In autumn 2009, the city council made the exciting decision to build an artificial turf training facility in conjunction with current Ceosvallen. The Arena Ceos Project will be the biggest project since the club was formed in 1919. VIF has worked earnestly for decades to bring about a relocation of the main arena and to get proper winter training opportunities. The municipality's commitment is to build and own the facility and to lease it to Vimmerby IF who will manage the operation of both artificial grass and other green spaces in the Ceosvallen.
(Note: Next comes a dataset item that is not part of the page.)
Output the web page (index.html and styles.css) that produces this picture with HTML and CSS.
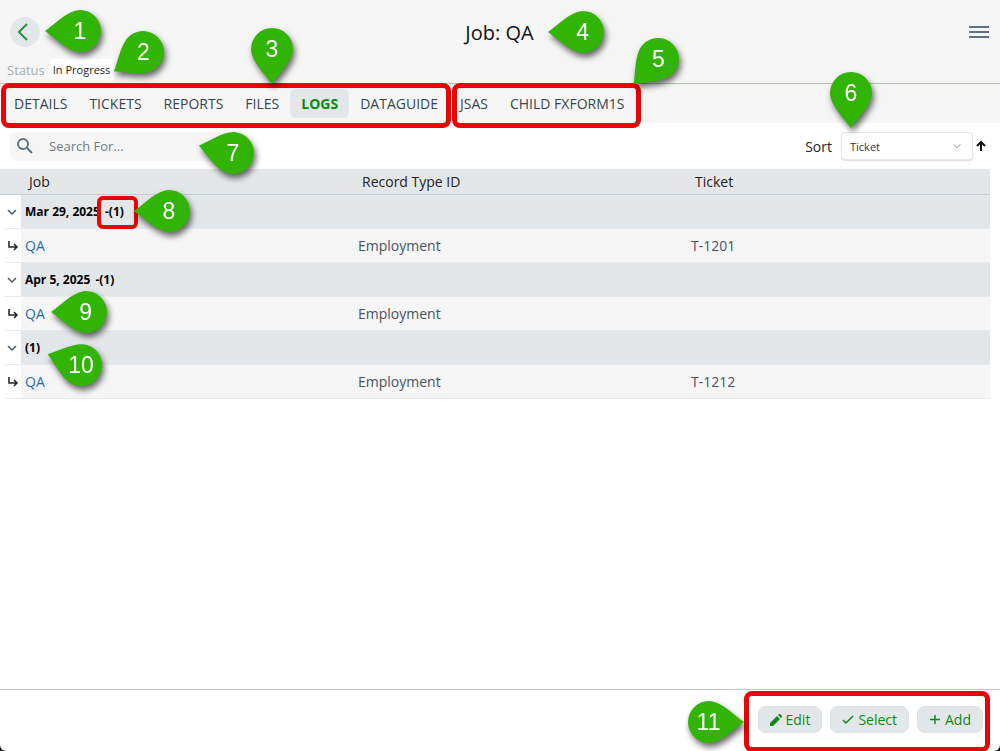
FILE: index.html
```html
<!DOCTYPE html>
<html lang="en">
<head>
    <meta charset="UTF-8">
    <meta name="viewport" content="width=device-width, initial-scale=1.0">
    <title>Job: QA</title>
    <link rel="stylesheet" href="styles.css">
</head>
<body>

<svg class="defs" aria-hidden="true">
    <symbol id="drop" viewBox="0 0 56 42">
        <path d="M0 21C9 15 23 0 35 0A21 21 0 0 1 35 42C23 42 9 27 0 21Z"/>
    </symbol>
    <symbol id="chevron" viewBox="0 0 10 10">
        <path d="M1 3l4 4 4-4"/>
    </symbol>
    <symbol id="child" viewBox="0 0 12 12">
        <path d="M2 1v6h8M7 4l3 3-3 3"/>
    </symbol>
</svg>

<div class="app">
    <!-- Header -->
    <header class="header">
        <div class="title-bar">
            <div class="anchor">
                <button class="back" aria-label="Back">
                    <svg class="line-icon" width="12" height="18" viewBox="0 0 12 18"><path d="M10 1L2 9l8 8"/></svg>
                </button>
                <span class="pin pin-1"><svg><use href="#drop"/></svg><b>1</b></span>
            </div>
            <h1 class="title anchor">Job: QA
                <span class="pin pin-4"><svg><use href="#drop"/></svg><b>4</b></span>
            </h1>
            <button class="menu" aria-label="Menu">
                <svg class="line-icon" width="20" height="14" viewBox="0 0 20 14"><path d="M0 2h20M0 7h20M0 12h20"/></svg>
            </button>
        </div>
        <div class="status">
            <span>Status</span>
            <span class="status-value anchor">In Progress
                <span class="pin pin-2"><svg><use href="#drop"/></svg><b>2</b></span>
            </span>
        </div>
    </header>

    <!-- Tabs -->
    <nav class="tabs">
        <div class="tab-group anchor">
            <a class="tab" href="#">DETAILS</a>
            <a class="tab" href="#">TICKETS</a>
            <a class="tab" href="#">REPORTS</a>
            <a class="tab" href="#">FILES</a>
            <a class="tab active" href="#">LOGS</a>
            <a class="tab" href="#">DATAGUIDE</a>
            <span class="box box-tabs"></span>
            <span class="pin pin-3"><svg><use href="#drop"/></svg><b>3</b></span>
        </div>
        <div class="tab-group anchor">
            <a class="tab" href="#">JSAS</a>
            <a class="tab" href="#">CHILD FXFORM1S</a>
            <span class="box box-forms"></span>
            <span class="pin pin-5"><svg><use href="#drop"/></svg><b>5</b></span>
        </div>
    </nav>

    <!-- Search and sort -->
    <div class="toolbar">
        <div class="search anchor">
            <svg class="line-icon" width="16" height="16" viewBox="0 0 16 16"><circle cx="6" cy="6" r="5"/><path d="M10 10l5 5"/></svg>
            <input type="text" placeholder="Search For..." aria-label="Search">
            <span class="pin pin-7"><svg><use href="#drop"/></svg><b>7</b></span>
        </div>
        <div class="sort">
            <label for="sort">Sort</label>
            <div class="select anchor">
                <select id="sort">
                    <option>Ticket</option>
                    <option>Job</option>
                </select>
                <svg class="select-arrow" width="8" height="8"><use href="#chevron"/></svg>
                <span class="pin pin-6"><svg><use href="#drop"/></svg><b>6</b></span>
            </div>
            <button class="direction" aria-label="Ascending">
                <svg class="line-icon" width="12" height="12" viewBox="0 0 12 12"><path d="M6 11V2M2 6l4-4 4 4"/></svg>
            </button>
        </div>
    </div>

    <!-- Log list -->
    <main class="content">
        <table class="logs">
            <colgroup>
                <col class="col-edge">
                <col class="col-toggle">
                <col class="col-data">
                <col class="col-data">
                <col>
            </colgroup>
            <thead>
                <tr>
                    <th colspan="2"></th>
                    <th>Job</th>
                    <th>Record Type ID</th>
                    <th>Ticket</th>
                </tr>
            </thead>
            <tbody>
                <tr class="group">
                    <td class="edge"></td>
                    <td class="toggle"><svg width="10" height="10"><use href="#chevron"/></svg></td>
                    <td colspan="3">Mar 29, 2025 <span class="count anchor">-(1)
                        <span class="box box-count"></span>
                        <span class="pin pin-8"><svg><use href="#drop"/></svg><b>8</b></span>
                    </span></td>
                </tr>
                <tr class="item">
                    <td class="edge"></td>
                    <td class="toggle"><svg width="12" height="12"><use href="#child"/></svg></td>
                    <td><a href="#">QA</a></td>
                    <td>Employment</td>
                    <td>T-1201</td>
                </tr>
                <tr class="group">
                    <td class="edge"></td>
                    <td class="toggle"><svg width="10" height="10"><use href="#chevron"/></svg></td>
                    <td colspan="3">Apr 5, 2025 <span class="count">-(1)</span></td>
                </tr>
                <tr class="item">
                    <td class="edge"></td>
                    <td class="toggle"><svg width="12" height="12"><use href="#child"/></svg></td>
                    <td><a class="anchor" href="#">QA
                        <span class="pin pin-9"><svg><use href="#drop"/></svg><b>9</b></span>
                    </a></td>
                    <td>Employment</td>
                    <td></td>
                </tr>
                <tr class="group">
                    <td class="edge"></td>
                    <td class="toggle"><svg width="10" height="10"><use href="#chevron"/></svg></td>
                    <td colspan="3"><span class="anchor">(1)
                        <span class="pin pin-10"><svg><use href="#drop"/></svg><b>10</b></span>
                    </span></td>
                </tr>
                <tr class="item">
                    <td class="edge"></td>
                    <td class="toggle"><svg width="12" height="12"><use href="#child"/></svg></td>
                    <td><a href="#">QA</a></td>
                    <td>Employment</td>
                    <td>T-1212</td>
                </tr>
            </tbody>
        </table>
    </main>

    <!-- Actions -->
    <footer class="footer">
        <div class="actions anchor">
            <button class="action">
                <svg width="12" height="12" viewBox="0 0 12 12"><path class="solid" d="M0 12V9l7-7 3 3-7 7zM8 1l1-1h1l2 2v1l-1 1z"/></svg>
                Edit
            </button>
            <button class="action">
                <svg width="12" height="12" viewBox="0 0 12 12"><path d="M1 6l3 3 7-7"/></svg>
                Select
            </button>
            <button class="action">
                <svg width="12" height="12" viewBox="0 0 12 12"><path d="M6 1v9M1 5.5h10"/></svg>
                Add
            </button>
            <span class="box box-actions"></span>
            <span class="pin pin-11"><svg><use href="#drop"/></svg><b>11</b></span>
        </div>
    </footer>
</div>

</body>
</html>
```
FILE: styles.css
```css
/* General Reset */
* {
    margin: 0;
    padding: 0;
    box-sizing: border-box;
}

html {
    background-color: #111;
}

body {
    font-family: "Segoe UI", "Open Sans", sans-serif;
    font-size: 14px;
    color: #222;
}

button,
input,
select {
    font: inherit;
    border: none;
    background: none;
}

button {
    cursor: pointer;
}

a {
    text-decoration: none;
}

.defs {
    position: absolute;
    width: 0;
    height: 0;
}

.app {
    display: flex;
    flex-direction: column;
    min-height: 100vh;
    background-color: #fff;
    border-radius: 0 0 6px 6px;
    overflow: hidden;
}

.anchor {
    position: relative;
}

.line-icon {
    display: block;
    fill: none;
    stroke: currentColor;
    stroke-width: 2;
}

/* Header */
.header {
    height: 84px;
    padding: 16px 11px 0 10px;
    background-color: #f6f6f6;
    border-bottom: 1px solid #a8cbae;
}

.title-bar {
    display: grid;
    grid-template-columns: 1fr auto 1fr;
    align-items: center;
    height: 32px;
}

.back {
    display: flex;
    align-items: center;
    justify-content: center;
    width: 30px;
    height: 30px;
    padding-right: 4px;
    border-radius: 50%;
    background-color: #e3e7ea;
    color: #2a9438;
}

.title {
    font-size: 20px;
    font-weight: 400;
    color: #111;
}

.menu {
    justify-self: end;
    color: #5b7282;
}

.status {
    display: flex;
    align-items: center;
    gap: 4px;
    margin: 11px 0 0 -3px;
    font-size: 13px;
    line-height: 22px;
    color: #a3adb5;
}

.status-value {
    padding: 0 4px;
    border-radius: 4px;
    background-color: #fff;
    font-size: 11px;
    color: #222;
}

/* Tabs */
.tabs {
    display: flex;
    height: 39px;
    padding: 5px 3px;
    background-color: #f6f6f6;
}

.tab-group {
    display: flex;
}

.tab {
    height: 29px;
    padding: 0 11px;
    border-radius: 6px;
    line-height: 29px;
    color: #37444e;
}

.tab.active {
    background-color: #e3e7ea;
    color: #0a8a12;
    font-weight: 700;
}

/* Search and sort */
.toolbar {
    display: flex;
    justify-content: space-between;
    align-items: center;
    height: 46px;
    padding: 0 13px 0 10px;
}

.search {
    display: flex;
    align-items: center;
    gap: 16px;
    width: 230px;
    height: 29px;
    padding: 0 7px;
    border-radius: 8px;
    background-color: #f6f6f6;
    font-size: 13px;
    color: #5b7282;
}

.search input {
    width: 140px;
}

.search input::placeholder {
    color: #6c7b87;
}

.sort {
    display: flex;
    align-items: center;
    gap: 9px;
}

.select select {
    display: block;
    width: 132px;
    height: 28px;
    padding: 0 8px;
    appearance: none;
    border: 1px solid #e6e6e6;
    border-radius: 4px;
    background-color: #fff;
    box-shadow: 0 1px 1px #ddd;
    font-size: 11px;
    color: #333;
}

.select-arrow {
    position: absolute;
    top: 10px;
    right: 12px;
    fill: none;
    stroke: #666;
}

.direction {
    margin-left: -7px;
    color: #111;
}

/* Log list */
.content {
    flex: 1;
    padding-right: 10px;
}

.logs {
    width: 100%;
    table-layout: fixed;
    border-collapse: separate;
    border-spacing: 0;
}

.col-edge {
    width: 4px;
}

.col-toggle {
    width: 17px;
}

.col-data {
    width: 333px;
}

.logs th {
    height: 26px;
    padding: 0 8px;
    border-bottom: 1px solid #c6ced3;
    background-color: #e3e7ea;
    font-weight: 400;
    text-align: left;
}

.logs td {
    height: 34px;
    padding: 0 4px;
    border-bottom: 1px solid #e8ebed;
    color: #47535d;
}

.logs .edge {
    padding: 0;
    border: none;
}

.logs .toggle {
    padding: 0 0 0 3px;
    background-color: #fff;
}

.toggle svg {
    display: block;
    fill: none;
    stroke: #222;
    stroke-width: 1.5;
}

.group .toggle svg {
    stroke: #4a5a66;
}

.group td:last-child {
    background-color: #e3e7ea;
    color: #000;
    font-size: 12px;
    font-weight: 700;
}

.count {
    margin-left: 2px;
}

.item td {
    background-color: #f6f6f6;
}

.item .edge {
    background-color: #fff;
}

.item a {
    color: #1c6ca8;
}

/* Footer */
.footer {
    display: flex;
    justify-content: flex-end;
    height: 62px;
    padding: 16px 17px;
    border-top: 1px solid #c0c8cd;
}

.actions {
    display: flex;
    gap: 8px;
}

.action {
    display: flex;
    align-items: center;
    gap: 4px;
    height: 27px;
    padding: 0 11px;
    border: 1px solid #dde1e4;
    border-radius: 8px;
    background-color: #e3e7ea;
    color: #0a8a12;
}

.action svg {
    fill: none;
    stroke: currentColor;
    stroke-width: 1.5;
}

.action .solid {
    fill: currentColor;
    stroke: none;
}

/* Red boxes */
.box {
    position: absolute;
    z-index: 1;
    border: 5px solid #e90505;
    border-radius: 8px;
    pointer-events: none;
}

.box-tabs {
    inset: -6px -2px -10px -2px;
}

.box-forms {
    inset: -6px -6px -10px 3px;
}

.box-count {
    inset: -7px -14px -9px -8px;
    border-width: 4px;
    border-radius: 6px;
}

.box-actions {
    inset: -15px -7px -17px -14px;
}

/* Numbered pins, rotated around the centre of the round end */
.pin {
    position: absolute;
    z-index: 2;
    width: 42px;
    height: 42px;
    filter: drop-shadow(2px 4px 3px rgba(0, 0, 0, 0.6));
    font-family: "Liberation Sans", Arial, sans-serif;
    font-size: 23px;
    line-height: 42px;
    text-align: center;
    color: #fff;
    pointer-events: none;
}

.pin svg {
    position: absolute;
    top: 0;
    left: -14px;
    width: 56px;
    height: 42px;
    transform-origin: 35px 21px;
    fill: #31b404;
}

.pin b {
    position: relative;
    font-weight: 400;
}

.pin-1 {
    left: 49px;
    top: -7px;
}

.pin-2 {
    left: calc(100% + 8px);
    top: -28px;
}

.pin-2 svg {
    transform: rotate(-34deg);
}

.pin-3 {
    left: 248px;
    top: -61px;
}

.pin-3 svg,
.pin-6 svg {
    transform: rotate(-90deg);
}

.pin-4 {
    left: calc(100% + 28px);
    top: -8px;
}

.pin-5 {
    right: -44px;
    top: -51px;
}

.pin-5 svg {
    transform: rotate(-46deg);
}

.pin-6 {
    left: -11px;
    top: -60px;
}

.pin-7 {
    left: 202px;
    top: 0;
}

.pin-7 svg {
    transform: rotate(12deg);
}

.pin-8 {
    left: calc(100% + 24px);
    top: -13px;
}

.pin-9 {
    left: calc(100% + 20px);
    top: -13px;
}

.pin-10 {
    left: calc(100% + 20px);
    top: 5px;
}

.pin-10 svg {
    transform: rotate(18deg);
}

.pin-11 {
    left: -70px;
    top: -5px;
}

.pin-11 svg {
    transform: rotate(180deg);
}
```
Vimmerby IF are affiliated to the Smålands Fotbollförbund.

==Futsal==
A great achievement for Vimmerby IF was winning the 2009–10 Swedish Futsal Championship. In the final against IFK Skövde who had won the previous 4 championships, VIK came back from 5–2 down with 5 minutes remaining to win 6–5 with a dramatic last minute winner. The club were Sweden's representative in the 2010–11 UEFA Futsal Cup but were knocked out in the preliminary round in a group held at Hafnarfjörður in Iceland. The group comprised Kremlin-Bicêtre United (France), CFE/VDL Groep (Holland), Keflavík ÍF (Iceland) and Vimmerby IF with the winners Kremlin-Bicêtre United progressing into the next round.

==Season to season==

| Season | Level | Division | Section | Position | Movements |
|---|---|---|---|---|---|
| 1993 | Tier 5 | Division 4 | Småland Nordöstra | 2nd |  |
| 1994 | Tier 5 | Division 4 | Småland Nordöstra | 1st | Promoted |
| 1995 | Tier 4 | Division 3 | Nordöstra Götaland | 11th | Relegated |
| 1996 | Tier 5 | Division 4 | Småland Nordöstra | 8th |  |
| 1997 | Tier 5 | Division 4 | Småland Nordöstra | 9th | Relegation Playoffs – Relegated |
| 1998 | Tier 6 | Division 5 |  |  | Promotion Playoffs – Promoted |
| 1999 | Tier 5 | Division 4 | Småland Nordöstra | 2nd |  |
| 2000 | Tier 5 | Division 4 | Småland Nordöstra | 2nd |  |
| 2001 | Tier 5 | Division 4 | Småland Östra Elit | 5th |  |
| 2002 | Tier 5 | Division 4 | Småland Östra Elit | 8th |  |
| 2003 | Tier 5 | Division 4 | Småland Östra Elit | 8th |  |
| 2004 | Tier 5 | Division 4 | Småland Östra Elit | 10th |  |
| 2005 | Tier 5 | Division 4 | Småland Östra Elit | 4th |  |
| 2006* | Tier 6 | Division 4 | Småland Norra Elit | 1st | Promoted |
| 2007 | Tier 5 | Division 3 | Nordöstra Götaland | 4th |  |
| 2008 | Tier 5 | Division 3 | Nordöstra Götaland | 4th |  |
| 2009 | Tier 5 | Division 3 | Nordöstra Götaland | 1st | Promoted |
| 2010 | Tier 4 | Division 2 | Östra Götaland | 6th |  |
| 2011 | Tier 4 | Division 2 | Västra Götaland | 2nd |  |
| 2012 | Tier 4 | Division 2 | Östra Götaland | 8th |  |
| 2013 | Tier 4 | Division 2 | Södra Svealand | 8th |  |
| 2014 | Tier 4 | Division 2 | Östra Götaland | 5th |  |

==Attendances==

In recent seasons Vimmerby IFs have had the following average attendances:

| Season | Average attendance | Division / Section | Level |
|---|---|---|---|
| 2006 | Not available | Div Småland Norra Elit | Tier 6 |
| 2007 | 397 | Div 3 Nordöstra Götaland | Tier 5 |
| 2008 | 406 | Div 3 Nordöstra Götaland | Tier 5 |
| 2009 | 480 | Div 3 Nordöstra Götaland | Tier 5 |
| 2010 | 589 | Div 2 Östra Götaland | Tier 4 |

- Attendances are provided in the Publikliga sections of the Svenska Fotbollförbundet website.